I've done it. Something like this happened last year on a 88 wagon that we put a rear axle in. The girl who owned it admitted something like "well I kind of jumped the car over the highway"....
Hmmm.
In any case, similar problem, a bolt came unscrewed, and under serious suspension travel pulled itself out, got jammed at an angle, and trapped by one of the torque rods. The torque rod bushing-mount-carrier-frame-thing up over the axle got pulled just about out of its own bushings and the whole thing was tweaked at a strange angle.

The axle was bound up with the pinion shaft pointing high, and the driveshaft u-joint binding. Went wump wump wump at 25mph; at 50 it would shut up. Kinda scary.
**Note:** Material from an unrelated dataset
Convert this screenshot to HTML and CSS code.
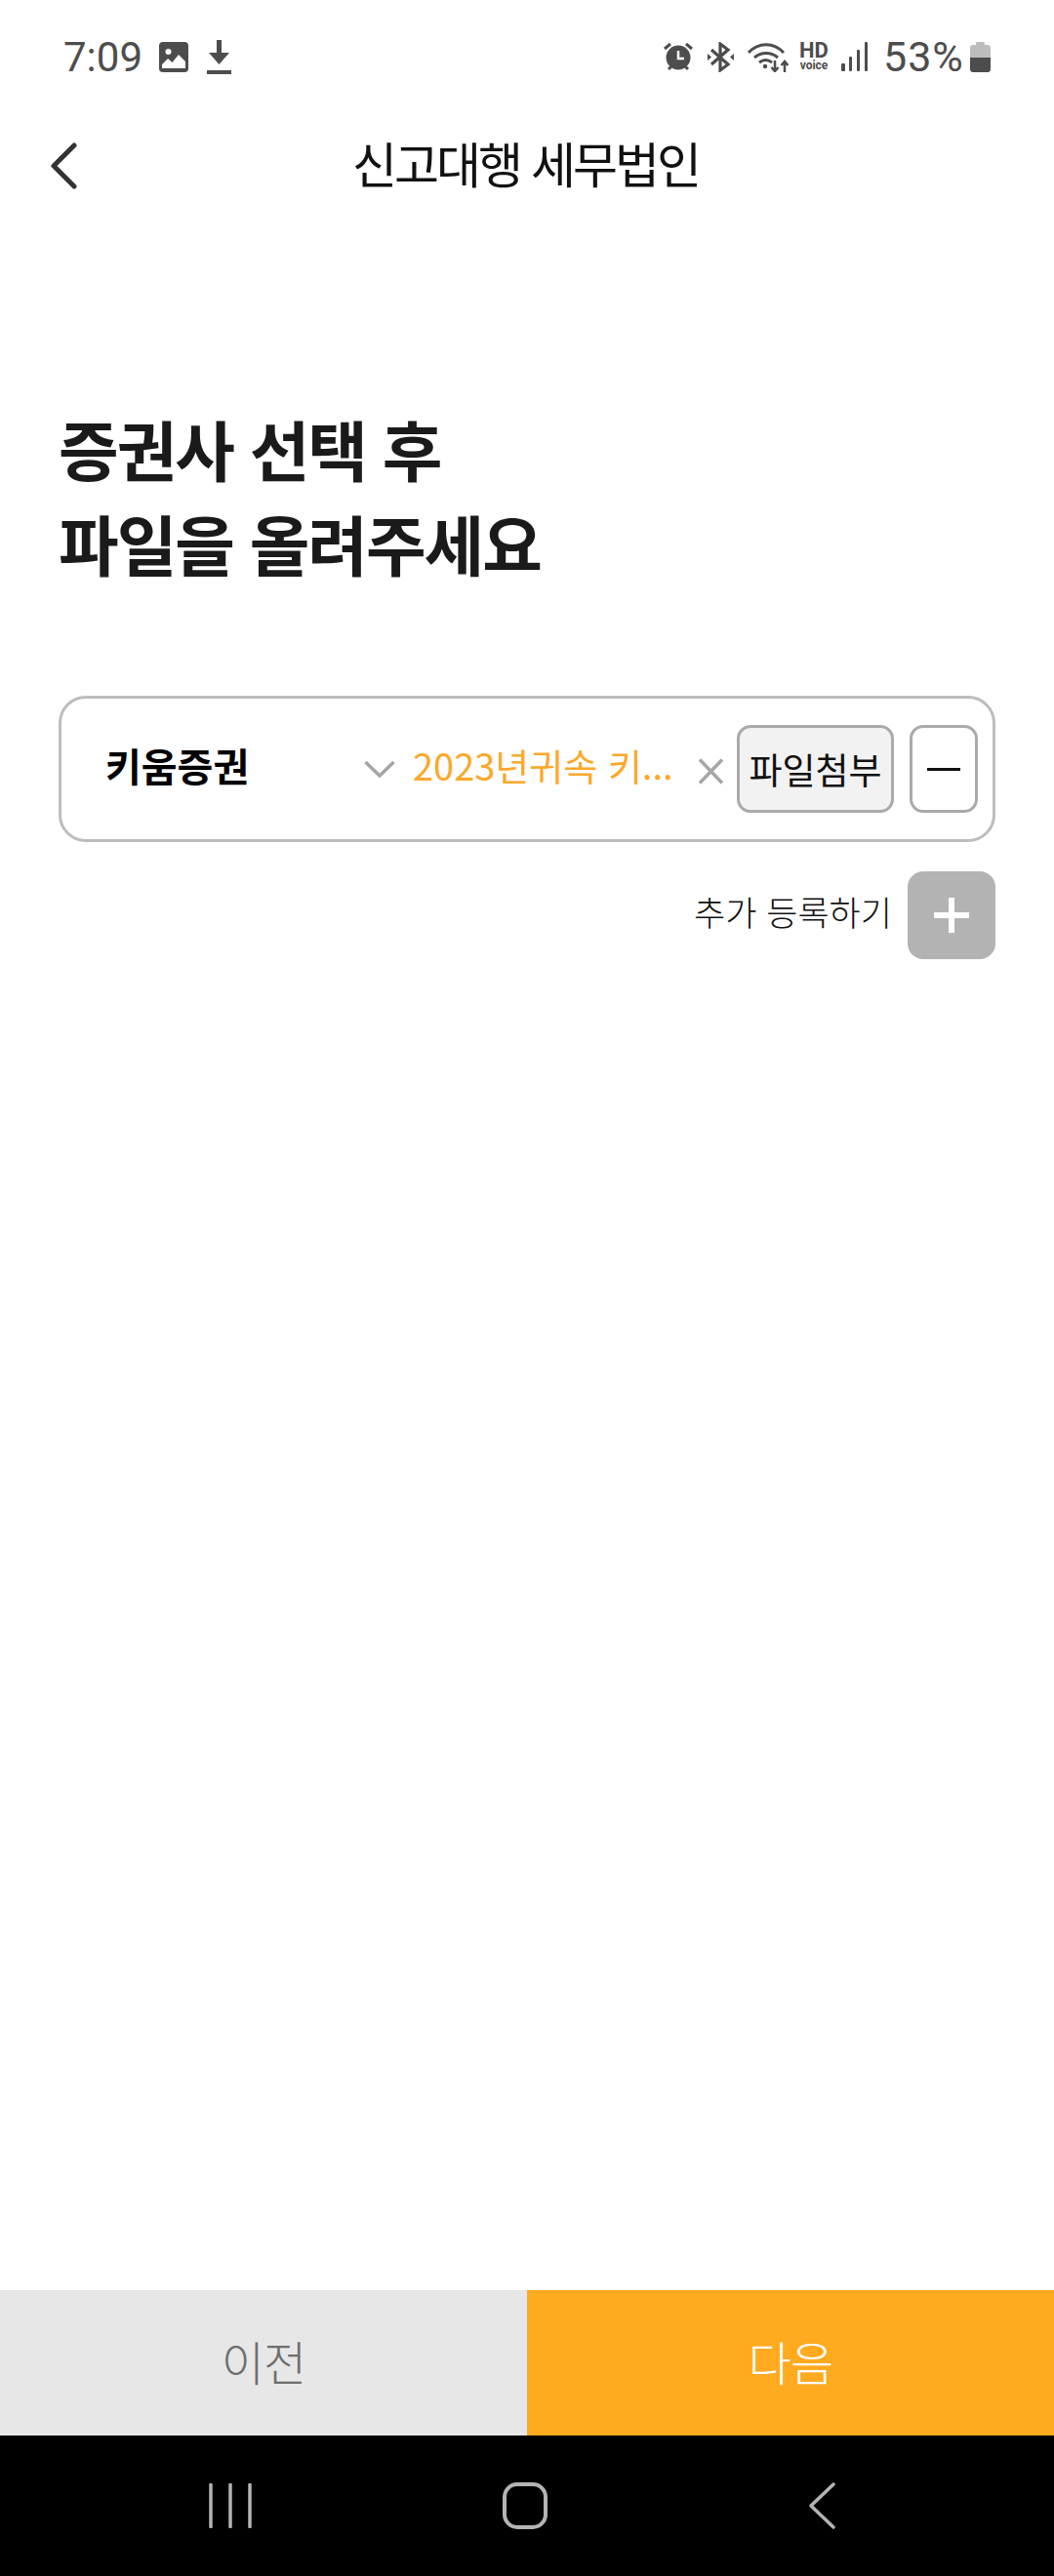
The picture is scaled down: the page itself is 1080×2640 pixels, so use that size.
FILE: index.html
```html
<!DOCTYPE html>
<html lang="ko">
<head>
    <meta charset="UTF-8">
    <meta name="viewport" content="width=device-width, initial-scale=1.0">
    <title>신고대행 세무법인</title>
    <link rel="stylesheet" href="styles.css">
</head>
<body>
    <div class="page">
        <div class="status-bar">
            <div class="status-left">
                <span class="status-time">7:09</span>
                <svg class="icon-image" width="30" height="31" viewBox="0 0 30 31">
                    <rect width="30" height="31" rx="4" fill="#4d4d4d"/>
                    <circle cx="9.5" cy="10" r="3" fill="#fff"/>
                    <path d="M3 27v-4l6-6 4.500 4 6.500-8 7 7v7z" fill="#fff"/>
                </svg>
                <svg class="icon-download" width="25" height="35" viewBox="0 0 25 35">
                    <path d="M10 0h5v13h8L12.500 25 2 13h8z" fill="#4d4d4d"/>
                    <rect y="31" width="25" height="4" fill="#4d4d4d"/>
                </svg>
            </div>
            <div class="status-right">
                <svg width="30" height="30" viewBox="0 0 30 30">
                    <circle cx="15" cy="16" r="12.500" fill="#4d4d4d"/>
                    <path d="M15 9v8h6" fill="none" stroke="#fff" stroke-width="2.500"/>
                    <path d="M1 7l6-5M29 7l-6-5M5 28l3-3M25 28l-3-3" stroke="#4d4d4d" stroke-width="3"/>
                </svg>
                <svg class="icon-bt" width="27" height="31" viewBox="0 0 27 31">
                    <path d="M4 8l17 15-8 6V2l8 6L4 23" fill="none" stroke="#4d4d4d" stroke-width="3.200"/>
                    <path d="M0 12l4 3.500-4 3.500zM27 12l-4 3.500 4 3.500z" fill="#4d4d4d"/>
                </svg>
                <svg class="icon-wifi" width="42" height="31" viewBox="0 0 42 31">
                    <path d="M1 11C11 0 27 0 37 11M7 16c7-6 17-6 24 0M12 21c4-3 9-3 13 0" fill="none" stroke="#4d4d4d" stroke-width="3"/>
                    <circle cx="18" cy="25" r="2.200" fill="#4d4d4d"/>
                    <path d="M28 19v11M24.500 26l3.500 4 3.500-4M38 31V20M34.500 24l3.500-4 3.500 4" fill="none" stroke="#4d4d4d" stroke-width="2.500"/>
                </svg>
                <div class="hd-voice"><span class="hd">HD</span><span class="voice">voice</span></div>
                <svg class="icon-signal" width="28" height="30" viewBox="0 0 28 30">
                    <rect x="0" y="22" width="4" height="8" rx="1" fill="#4d4d4d"/>
                    <rect x="8" y="15" width="3" height="15" rx="1" fill="#4d4d4d"/>
                    <rect x="16" y="8" width="3" height="22" rx="1" fill="#4d4d4d"/>
                    <rect x="24" y="0" width="3" height="30" rx="1" fill="#4d4d4d"/>
                </svg>
                <span class="status-battery">53%</span>
                <svg class="icon-battery" width="21" height="31" viewBox="0 0 21 31">
                    <path d="M6 3V1.500C6 .7 6.700 0 7.500 0h6c.8 0 1.500.7 1.500 1.500V3h3c1.700 0 3 1.300 3 3v10H0V6c0-1.700 1.300-3 3-3z" fill="#bdbdbd"/>
                    <path d="M0 16h21v12c0 1.700-1.300 3-3 3H3c-1.700 0-3-1.300-3-3z" fill="#4d4d4d"/>
                </svg>
            </div>
        </div>

        <div class="top-bar">
            <svg class="back-btn" width="28" height="48" viewBox="0 0 28 48">
                <path d="M25 3L4 24l21 21" fill="none" stroke="#333" stroke-width="5" stroke-linecap="round" stroke-linejoin="round"/>
            </svg>
            <h1 class="top-title">신고대행 세무법인</h1>
        </div>

        <div class="content">
            <h2 class="headline">증권사 선택 후<br>파일을 올려주세요</h2>

            <div class="file-row">
                <div class="broker-select">
                    <span class="broker-name">키움증권</span>
                    <svg width="32" height="18" viewBox="0 0 32 18">
                        <path d="M1.500 2L16 16 30.500 2" fill="none" stroke="#a6a6a6" stroke-width="3.500"/>
                    </svg>
                </div>
                <span class="file-name">2023년귀속 키...</span>
                <svg class="file-remove" width="25" height="27" viewBox="0 0 25 27">
                    <path d="M1 1.500l23 24M24 1.500l-23 24" fill="none" stroke="#a6a6a6" stroke-width="3.500"/>
                </svg>
                <button class="attach-btn">파일첨부</button>
                <button class="minus-btn"><span class="minus-line"></span></button>
            </div>

            <div class="add-row">
                <span class="add-label">추가 등록하기</span>
                <button class="plus-btn">
                    <svg width="36" height="36" viewBox="0 0 36 36">
                        <path d="M18 0v36M0 18h36" stroke="#fff" stroke-width="6"/>
                    </svg>
                </button>
            </div>
        </div>

        <div class="bottom-buttons">
            <button class="prev-btn">이전</button>
            <button class="next-btn">다음</button>
        </div>

        <div class="nav-bar">
            <svg width="44" height="46" viewBox="0 0 44 46">
                <path d="M2 1.500v43M22 1.500v43M42 1.500v43" stroke="#b4b4b4" stroke-width="3.500" stroke-linecap="round"/>
            </svg>
            <svg class="nav-home" width="46" height="48" viewBox="0 0 46 48">
                <rect x="2" y="2" width="42" height="44" rx="13" fill="none" stroke="#b4b4b4" stroke-width="4"/>
            </svg>
            <svg class="nav-back" width="28" height="48" viewBox="0 0 28 48">
                <path d="M26 2L3 24l23 22" fill="none" stroke="#b4b4b4" stroke-width="3.500" stroke-linecap="round" stroke-linejoin="round"/>
            </svg>
        </div>
    </div>
</body>
</html>
```

FILE: styles.css
```css
body {
    margin: 0;
    padding: 0;
    background-color: #fff;
    font-family: "Noto Sans CJK KR", "Noto Sans", sans-serif;
    color: #111;
}

button {
    font-family: inherit;
    padding: 0;
    cursor: pointer;
}

.page {
    width: 1080px;
    height: 2640px;
    display: flex;
    flex-direction: column;
    overflow: hidden;
}

/* Status bar */
.status-bar {
    height: 116px;
    flex: none;
    display: flex;
    justify-content: space-between;
    align-items: center;
    padding: 0 65px 0 65px;
    color: #4d4d4d;
    font-family: Roboto, sans-serif;
}

.status-left,
.status-right {
    display: flex;
    align-items: center;
}

.status-time {
    font-size: 42px;
    width: 98px;
}

.icon-download {
    margin-left: 19px;
}

.status-right svg {
    flex: none;
}

.icon-bt {
    margin-left: 15px;
}

.icon-wifi {
    margin-left: 14px;
}

.hd-voice {
    display: flex;
    flex-direction: column;
    align-items: center;
    width: 32px;
    margin-left: 10px;
    font-weight: 700;
}

.hd {
    font-size: 22px;
    line-height: 18px;
    height: 18px;
}

.voice {
    font-size: 12px;
    line-height: 12px;
    height: 12px;
}

.icon-signal {
    margin-left: 12px;
}

.status-battery {
    width: 80px;
    font-size: 43px;
    letter-spacing: 1px;
    margin-left: 15px;
}

.icon-battery {
    margin-left: 9px;
}

/* Header */
.top-bar {
    height: 104px;
    flex: none;
    display: flex;
    align-items: center;
    justify-content: center;
    position: relative;
}

.back-btn {
    position: absolute;
    left: 51px;
    top: 30px;
}

.top-title {
    margin: 0 3px 4px 0;
    font-size: 50px;
    letter-spacing: -3px;
    font-weight: 400;
    color: #111;
}

/* Content */
.content {
    flex: 1;
    padding: 0 60px 0 60px;
}

.headline {
    margin: 190px 0 109px 0;
    font-size: 67px;
    letter-spacing: -2px;
    line-height: 97px;
    font-weight: 700;
    color: #1a1a1a;
}

.file-row {
    box-sizing: border-box;
    height: 150px;
    display: flex;
    align-items: center;
    padding: 0 15px 0 45px;
    border: 3px solid #bdbdbd;
    border-radius: 28px;
}

.broker-select {
    width: 297px;
    flex: none;
    display: flex;
    align-items: center;
    justify-content: space-between;
}

.broker-name {
    padding-bottom: 8px;
    font-size: 40px;
    font-weight: 700;
    color: #000;
}

.file-name {
    width: 293px;
    flex: none;
    margin-left: 18px;
    padding-bottom: 10px;
    font-size: 38px;
    color: #fba82c;
    white-space: nowrap;
}

.file-remove {
    flex: none;
    margin-top: 4px;
}

.attach-btn {
    width: 161px;
    height: 90px;
    flex: none;
    margin-left: 14px;
    background-color: #f2f2f2;
    border: 3px solid #aaa;
    border-radius: 14px;
    font-size: 37px;
    color: #111;
}

.minus-btn {
    width: 70px;
    height: 90px;
    flex: none;
    margin-left: 16px;
    display: flex;
    align-items: center;
    justify-content: center;
    background-color: #fff;
    border: 3px solid #aaa;
    border-radius: 14px;
}

.minus-line {
    display: block;
    width: 34px;
    height: 3px;
    background-color: #111;
}

.add-row {
    display: flex;
    justify-content: flex-end;
    align-items: center;
    margin-top: 30px;
}

.add-label {
    padding-bottom: 10px;
    font-size: 35px;
    font-weight: 300;
    color: #111;
}

.plus-btn {
    width: 90px;
    height: 90px;
    margin-left: 16px;
    display: flex;
    align-items: center;
    justify-content: center;
    background-color: #b3b3b3;
    border: none;
    border-radius: 16px;
}

/* Bottom buttons */
.bottom-buttons {
    height: 149px;
    flex: none;
    display: flex;
}

.prev-btn,
.next-btn {
    flex: 1;
    border: none;
    padding-bottom: 6px;
    font-size: 48px;
    letter-spacing: -1px;
    font-weight: 300;
}

.prev-btn {
    background-color: #e7e7e7;
    color: #6e6e6e;
}

.next-btn {
    background-color: #ffaa1f;
    color: #fff;
}

/* System navigation */
.nav-bar {
    height: 144px;
    flex: none;
    background-color: #000;
    display: flex;
    align-items: center;
    padding-left: 214px;
}

.nav-home {
    margin-left: 257px;
}

.nav-back {
    margin-left: 267px;
}
```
The fix: you have to get the trapped bolt out of the torque arm and get it all back the way it's supposed to be. I torqued the axle up using wood blocks and a floor jack, while I had the rear of the car on ramps to work under it. I needed to push it further in the wrong direction to get the bolt to release. Then, with the bolt out, and ME out from under the car, put it in reverse and hold the engine against the brake a little, to twist the axle back to where it belonged. The carrier frame popped back into place, and the torque rod pretty much lined up with the holes. You may or may not get as lucky as we did. Once it popped back in, everything lined up fine, and seems ok to this day (going on 6 months now.)

The bolt required a bit of work to get back in place, and if the end is damaged, you'll need a new one (M12 thread I think, match it up at the hardware store or get one off a junkyard car).

An alternative could be to turn the axle housing a bit using a large pipe wrench- the whole unit can twist around the axle centerline quite a lot, so you should be able to line it up to get the bolt back in. The bolt holes are tapped into the differential body, and hopefully nothing happened to those threads. If they're damaged or the bolt broke, that's a whole different bunch of work. Don't ask why I know this. Suffice it to say, that's why I own a set of Cobalt drill bits.

Good luck with it!
--
Rob Bareiss, New London CT ::: Roterande Fläkt Och Drivremmar!